Katara/Noche en vela
NOCHE EN VELA
Llegó la noche, y nos acostamos en una de las chozas, teniendo indistintamente a nuestro lado, hombres y mujeres. En cada uno de aquellos grandes conos podían dormir holgadamente quince o veinte personas. Aunque tanto mi cuerpo como mi espíritu, fatigados y maltrechos, pedían reposo, yo apenas pude pegar mis ojos en toda la noche, mientras toda aquella buena gente dormía a pierna suelta. Por primera vez, desde el embarrancamiento del Navia, me había sido posible concentrarme por un momento en mí mismo y darme cuenta de mi desesperada situación. Había salvado mi vida, es cierto; pero ¿cuál sería mi destino? Mis padres, cuantos seres me amaban en el mundo, me llorarían por muerto; y, entre tanto, tal vez estuviese condenado a llegar a viejo y a morir entre aquellos salvajes, lo cual sería para mí casi lo mismo que vivir enterrado. Los recuerdos del espantoso viaje, a partir de la salida de Guayaquil; el pesar de haber visto perecer a mi excelente compañero y amigo el sabio Wilson; las perspectivas de una existencia inútil, a la vez que llena de penalidades entre aquellos infelices isleños, de quienes nada podría esperar, como tampoco ellos de mí; las obligaciones sagradas que acaso ya nunca podría yo cumplir; todo, todo, fué desfilando por mi imaginación calenturienta en aquella noche interminable.
Durante aquellas largas horas de insomnio, experimenté, de pronto, en mi rostro una sensación extraña; parecióme que un cuerpo suave y viscoso le tocaba, y dí un salto, bien seguro de que algún reptil había penetrado en la choza, eligiéndome a mí para su víctima; pero apenas me incorporé, dando un fuerte grito, sentí unos ladridos de alborozo y que se me acercaba, pues lo toqué, en medio de aquella oscuridad, un cuerpo sedoso y velludo. ¿Qué era aquello? ¿Acaso una pesadilla? Lleno de sobresalto, corří hacia la abertura que servía de entrada, y salí, seguido de casi todos mis compañeros, a quienes desperté y asusté con mis voces. Apenas me ví fuera, aquel mismo cuerpecito velludo que había tocado con horror en la oscuridad,apareció ladrando y saltando delante de mí, en medio de los mayores trasportes de alegría.

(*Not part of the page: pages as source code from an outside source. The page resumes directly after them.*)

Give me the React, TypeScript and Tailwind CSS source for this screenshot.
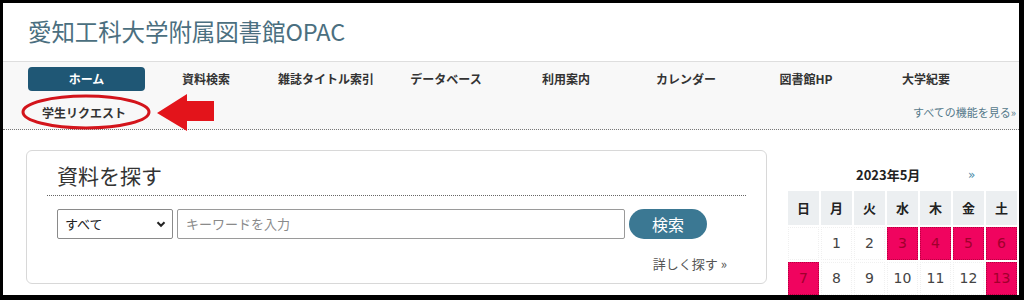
import React from "react";

const jp = { fontFamily: '"Noto Sans CJK JP", "Noto Sans", sans-serif' };

const navItems = ["資料検索", "雑誌タイトル索引", "データベース", "利用案内", "カレンダー", "図書館HP", "大学紀要"];

type Cell = { d?: string; h?: boolean };
const rows: Cell[][] = [
  [{}, { d: "1" }, { d: "2" }, { d: "3", h: true }, { d: "4", h: true }, { d: "5", h: true }, { d: "6", h: true }],
  [{ d: "7", h: true }, { d: "8" }, { d: "9" }, { d: "10" }, { d: "11" }, { d: "12" }, { d: "13", h: true }],
];

export default function App() {
  return (
    <div className="w-[1024px] h-[300px] bg-black overflow-hidden" style={jp}>
      <div className="relative ml-[3px] mt-[3px] w-[1016px] h-[292px] bg-white overflow-hidden">
        {/* header */}
        <div className="h-[59px] border-b border-[#dedede] flex items-center pl-[25px]">
          <span className="text-[23.5px] text-[#4b6f80] leading-none tracking-[-0.1px]">愛知工科大学附属図書館OPAC</span>
        </div>
        {/* nav */}
        <div className="bg-[#f8f8f8] border-b border-dotted border-[#777] pt-[5px]">
          <div className="grid grid-cols-[repeat(8,120px)] ml-[23px] h-[24px]">
            <div className="px-[2px]">
              <div className="h-[24px] w-[117px] rounded-[4px] bg-[#1f5775] text-white text-[12px] font-bold flex items-center justify-center">ホーム</div>
            </div>
            {navItems.map((n) => (
              <div key={n} className="h-[24px] flex items-center justify-center text-[12px] font-bold text-[#333]">{n}</div>
            ))}
          </div>
          <div className="h-[38px] flex items-center justify-between pl-[39px] pr-[3px] pt-[5px]">
            <span className="text-[12px] font-bold text-[#333]">学生リクエスト</span>
            <span className="text-[11px] text-[#55788a]">すべての機能を見る»</span>
          </div>
        </div>
        {/* main */}
        <div className="flex pt-[20px]">
          <div className="ml-[23px] w-[741px] h-[134px] border border-[#d8d8d8] rounded-[6px] px-[20px]">
            <div className="h-[45px] flex items-center pt-[4px] pl-[10px] border-b border-dotted border-[#666]">
              <span className="text-[21px] text-[#333] leading-none">資料を探す</span>
            </div>
            <div className="flex items-center mt-[13px] h-[30px] pl-[10px]">
              <div className="w-[116px] h-[30px] border border-[#8a8a8a] rounded-[2px] flex items-center justify-between pl-[7px] pr-[6px]">
                <span className="text-[13px] text-[#222]">すべて</span>
                <svg width="10" height="10" viewBox="0 0 10 10">
                  <path d="M1.5 3.2 L5 6.8 L8.5 3.2" fill="none" stroke="#222" strokeWidth="2" />
                </svg>
              </div>
              <div className="ml-[4px] w-[448px] h-[30px] border border-[#9a9a9a] rounded-[2px] flex items-center pl-[8px]">
                <span className="text-[13px] text-[#8a8a8a]">キーワードを入力</span>
              </div>
              <div className="ml-[4px] w-[78px] h-[30px] rounded-full bg-[#3b7893] text-white text-[16px] flex items-center justify-center">検索</div>
            </div>
            <div className="mt-[16px] text-right pr-[19px] text-[13px] leading-[18px] text-[#555]">詳しく探す »</div>
          </div>
          <div className="ml-[21px] w-[231px]" style={{ fontFamily: '"DejaVu Sans", "Noto Sans CJK JP", sans-serif' }}>
            <div className="h-[40px] pt-[9px] flex items-center relative">
              <span className="ml-[68px] text-[13px] font-bold text-[#222]" style={jp}>2023年5月</span>
              <span className="absolute left-[180px] top-[16px] text-[12px] text-[#4a8aa8]">»</span>
            </div>
            <div className="grid grid-cols-[repeat(7,31px)] grid-rows-[34px_33px_33px] gap-[2px] mt-[1px]">
              {["日", "月", "火", "水", "木", "金", "土"].map((w) => (
                <div key={w} className="bg-[#eceff1] flex items-center justify-center text-[13px] font-bold text-[#222]" style={jp}>{w}</div>
              ))}
              {rows.flat().map((c, i) => (
                <div
                  key={i}
                  className={
                    c.h
                      ? "bg-[#f0045f] border border-dotted border-[#b80040] flex items-center justify-center text-[14px] text-[#a0002c]"
                      : "bg-white border border-dotted border-[#f0f0f0] flex items-center justify-center text-[14px] text-[#444]"
                  }
                >
                  {c.d}
                </div>
              ))}
            </div>
          </div>
        </div>
        {/* annotation overlay */}
        <svg className="absolute left-0 top-0 pointer-events-none" width="1016" height="292">
          <ellipse cx="83" cy="109" rx="63" ry="16" fill="none" stroke="#d3141b" strokeWidth="3" />
          <polygon points="154,110 184,91 184,98 211,98 211,118 184,118 184,128" fill="#e3141b" />
        </svg>
      </div>
    </div>
  );
}
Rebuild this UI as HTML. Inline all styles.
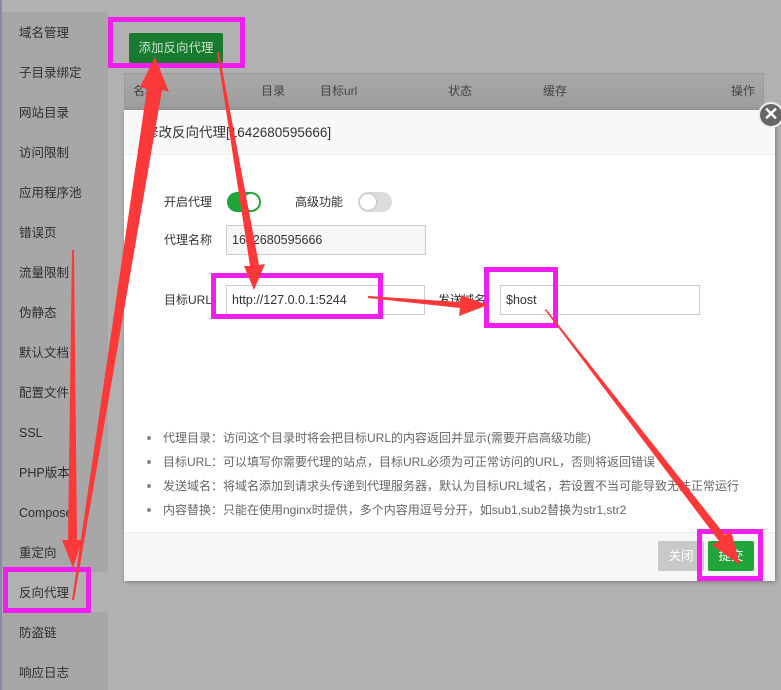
<!DOCTYPE html>
<html><head><meta charset="utf-8"><style>
*{margin:0;padding:0;box-sizing:border-box}
body{width:781px;height:690px;overflow:hidden;background:#b1b1b1;font-family:"Liberation Sans","Noto Sans CJK SC",sans-serif;position:relative;color:#333}
.abs{position:absolute}
.side{left:2px;top:12px;width:106px;height:678px;background:#a7a7a7}
.si{position:absolute;left:19px;font-size:12.5px;line-height:16px;color:#2e2e2e}
.mag{position:absolute;border:5px solid #f01ff0}
.note{position:absolute;left:163px;font-size:12px;line-height:16px;color:#666}
.note:before{content:"";position:absolute;left:-16px;top:6px;width:4px;height:4px;border-radius:50%;background:#888}
.lbl{position:absolute;font-size:12px;line-height:16px;color:#333}
.inp{position:absolute;height:30px;border:1px solid #ccc;background:#fff;font-size:12.5px;line-height:16px;padding:6px 0 0 5px;color:#333}
</style></head><body>
<div class="abs" style="left:0;top:0;width:2px;height:690px;background:#8a8aa8"></div>
<div class="abs side"></div>
<div class="abs" style="left:2px;top:572px;width:106px;height:40px;background:#b1b1b1"></div>
<div class="si" style="top:25px">域名管理</div>
<div class="si" style="top:65px">子目录绑定</div>
<div class="si" style="top:105px">网站目录</div>
<div class="si" style="top:145px">访问限制</div>
<div class="si" style="top:185px">应用程序池</div>
<div class="si" style="top:225px">错误页</div>
<div class="si" style="top:265px">流量限制</div>
<div class="si" style="top:305px">伪静态</div>
<div class="si" style="top:345px">默认文档</div>
<div class="si" style="top:385px">配置文件</div>
<div class="si" style="top:425px">SSL</div>
<div class="si" style="top:465px">PHP版本</div>
<div class="si" style="top:505px">Composer</div>
<div class="si" style="top:545px">重定向</div>
<div class="si" style="top:585px">反向代理</div>
<div class="si" style="top:625px">防盗链</div>
<div class="si" style="top:665px">响应日志</div>

<div class="abs" style="left:129px;top:33px;width:94px;height:30px;background:#187a2f;border-radius:2px;color:#c6e3cc;font-size:12.5px;text-align:center;line-height:30px">添加反向代理</div>
<div class="abs" style="left:124px;top:73px;width:640px;height:37px;background:linear-gradient(#a9a9a9,#9c9c9c);border:1px solid #999"></div>
<div class="lbl" style="left:133px;top:83px;color:#444">名称</div>
<div class="lbl" style="left:261px;top:83px;color:#444">目录</div>
<div class="lbl" style="left:320px;top:83px;color:#444">目标url</div>
<div class="lbl" style="left:448px;top:83px;color:#444">状态</div>
<div class="lbl" style="left:543px;top:83px;color:#444">缓存</div>
<div class="lbl" style="left:731px;top:83px;color:#444">操作</div>

<div class="abs" style="left:124px;top:110px;width:651px;height:471px;background:#fff;box-shadow:1px 1px 4px rgba(0,0,0,.3)"></div>
<div class="abs" style="left:124px;top:110px;width:651px;height:45px;background:#f8f8f8;border-bottom:1px solid #eee"></div>
<div class="abs" style="left:145px;top:124px;font-size:13.5px;line-height:18px;color:#333">修改反向代理[1642680595666]</div>
<div class="abs" style="left:758px;top:102px;width:26px;height:26px;border-radius:50%;background:#666;border:2px solid #eee;color:#fff;font-size:18px;line-height:21px;text-align:center;font-weight:bold">✕</div>

<div class="lbl" style="left:164px;top:194px">开启代理</div>
<div class="abs" style="left:227px;top:192px;width:34px;height:20px;border-radius:10px;background:#20a53a"></div>
<div class="abs" style="left:243px;top:194px;width:16px;height:16px;border-radius:50%;background:#fff"></div>
<div class="lbl" style="left:295px;top:194px">高级功能</div>
<div class="abs" style="left:358px;top:192px;width:34px;height:20px;border-radius:10px;background:#ddd"></div>
<div class="abs" style="left:360px;top:194px;width:16px;height:16px;border-radius:50%;background:#fff;box-shadow:0 0 2px #999"></div>
<div class="lbl" style="left:164px;top:232px">代理名称</div>
<div class="inp" style="left:226px;top:225px;width:200px;background:#f6f6f6">1642680595666</div>
<div class="lbl" style="left:164px;top:292px">目标URL</div>
<div class="inp" style="left:226px;top:285px;width:199px">http://127.0.0.1:5244</div>
<div class="lbl" style="left:438px;top:292px">发送域名</div>
<div class="inp" style="left:500px;top:285px;width:200px">$host</div>

<div class="note" style="top:430px">代理目录：访问这个目录时将会把目标URL的内容返回并显示(需要开启高级功能)</div>
<div class="note" style="top:454px">目标URL：可以填写你需要代理的站点，目标URL必须为可正常访问的URL，否则将返回错误</div>
<div class="note" style="top:478px">发送域名：将域名添加到请求头传递到代理服务器，默认为目标URL域名，若设置不当可能导致无法正常运行</div>
<div class="note" style="top:502px">内容替换：只能在使用nginx时提供，多个内容用逗号分开，如sub1,sub2替换为str1,str2</div>

<div class="abs" style="left:124px;top:532px;width:651px;height:49px;background:#f5f6f6;border-top:1px solid #eee"></div>
<div class="abs" style="left:658px;top:541px;width:46px;height:30px;background:#c9c9c9;border-radius:2px;color:#fff;font-size:12.5px;text-align:center;line-height:30px">关闭</div>
<div class="abs" style="left:708px;top:541px;width:46px;height:30px;background:#20a53a;border-radius:2px;color:#fff;font-size:12.5px;text-align:center;line-height:30px">提交</div>

<div class="mag" style="left:108px;top:17px;width:137px;height:51px"></div>
<div class="mag" style="left:211px;top:273px;width:172px;height:46px"></div>
<div class="mag" style="left:484px;top:267px;width:74px;height:61px"></div>
<div class="mag" style="left:3px;top:567px;width:88px;height:46px"></div>
<div class="mag" style="left:697px;top:529px;width:66px;height:52px"></div>

<svg class="abs" style="left:0;top:0" width="781" height="690">
<g fill="#fc3838">
<polygon points="72,250 74,250 77,540 82,540 73,568 62,540 68,540"/>
<polygon points="72,600 74,600 162,90 169,92 155,57 140,87 147,89"/>
<polygon points="217,52 219,52 259,265 265,264 254,290 244,266 250,266"/>
<polygon points="368,296 368,298 460,308 459,316 488,305 461,295 460,302"/>
<polygon points="545,310 546,309 725,535 731,531 740,565 712,545 719,541"/>
</g>
</svg>
</body></html>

Cuando se calmó, lo toqué, y empezó a lanzar pequeños ladridos que me parecía conocer perfectamente. Yo no podía verle, pues la noche era oscurísima; pero aquel perrito era indudablemente mi Moro, mi incomparable Moro.
¡Cómo estaba allí? Sólo tenía el hecho una explicación cuando el barco se hundió, le siguió arrastrado por el remolino, volvió a la superficie, y nadó; y después, subido sobre alguna escotilla o sobre cualquiera de losmil despojos del barco, llegó hasta la orilla.
Una vez allí, buscó fácilmente mi rastro, lo siguió, penetró en la choza, y su primer demostración de cariño, fué lamerme la cara.
No puedo ocultar que al verle conmigo,cuando no tenía ni la más remota sospecha de que pudiese vivir aún, experimenté una inmensa alegría. Me pareció que me encontraba menos solo, aún siéndome tan grata la compañía de don Miguel y su hijo. Además, su llegada, parecía como si fuese para nosotros un feliz augurio.
La aparición de Moro, cuando llegó el día, fué un motivo del más vivo interés para aquella gente, la cual comprendió, por mis ademanes, que era mío y que la casualidad le había llevado a tierra. Como seguramente no habían visto nunca ninguno de su raza y tenía tan raras habilidades, fué objeto de lacuriosidad de todos durante muchas horas.
Aunque apenas había dormido, yo me sentí muy reanimado aquel día. Noté que había mejorado bastante de mis pies y, si bien descalzo, pude caminar un poco. La joven de los medicamentos y de los abrazos, corrió hacia mí, me hizo nuevas demostraciones de cariño y se empeñó en hacerme una nueva curación que encontré muy oportuna, pues el resultado de la anterior parecía inmejorable.
Los hombres más respetables de aquella que llamaré aldea de indígenas, redoblaron sus atenciones conmigo y con mis compañeros, pareciendo contentísimos de la hospitalidad que nos dispensaban y de la gratitud y satisfacción con que nosotros la recibíamos; y en cuanto a las expresivas demostraciones de la bondadosa doncella, asunto para mí de no escasa importancia, pude convencerme de que nadie demostraba la menor contrariedad por ello.